At SoCo Farm and Food in Wilson, southeast of Raleigh, Jeremy Law’s restaurant took shape when Law and his wife moved to an 11-acre farm. When it comes to creative, Law takes the cake with his watermelon steak.

For a recent dinner for vegetarian friends, he cut watermelon into fat, round slices, brushed them with soy sauce and roasted them, first for 20 minutes at 450, then for a couple of hours at about 225 degrees.

“They’re real soft – it comes out looking like rare hanger steaks. To work with just vegetables, it keeps you a little sharper.”

Work, work, work

There are tricks to keeping garden duties in control. Wilson covers his soil with straw to keep down weeds. It also helps to plan carefully and make sure you don’t plant more garden than you can tend.

“People don’t quite realize if you have a good-size garden, how prolific plants can be when they start to fruit,” says McIntyre. “People will plant eight squash plants for a family of four and they rot on the vine. You could have done two or three and culled one out. Pull it out if it’s taking nutrients from something else.”
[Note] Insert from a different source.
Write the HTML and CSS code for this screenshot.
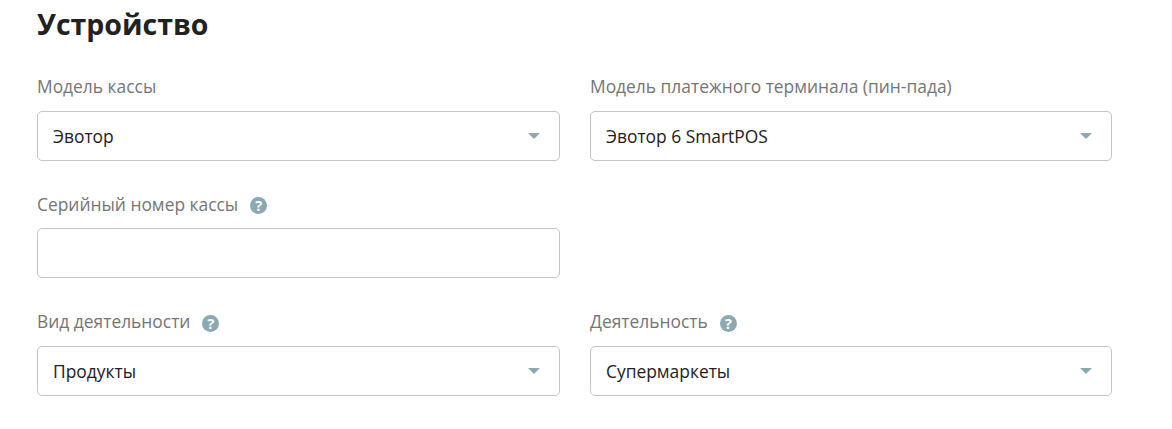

The outdoor work of gardening, though, can be a relief when you’re inside a windowless kitchen all day. It’s just over 3 miles from Trey Wilson’s house to his restaurant, so he can go back and forth several times – garden in the morning, run in to make fresh pasta, go home to garden, go back for service.

Chefs who really want to do it can find a way, he says.

“It drives me bonkers, guys who say they’re farm-to-table and they’re not.”

As for cutting the food bill with what the restaurant grows … well, that’s a nice thought. By the time you figure in labor, space and water, restaurant gardens don’t save money. But the value goes beyond the harvest, says Jeremy Law.

“I love that I can go out 20 feet from the kitchen and pick things we’re going to be serving in a few hours. It’s smugness – I don’t have to ask anyone for these things.

“You can’t grow absolutely everything, but we grow everything we can.”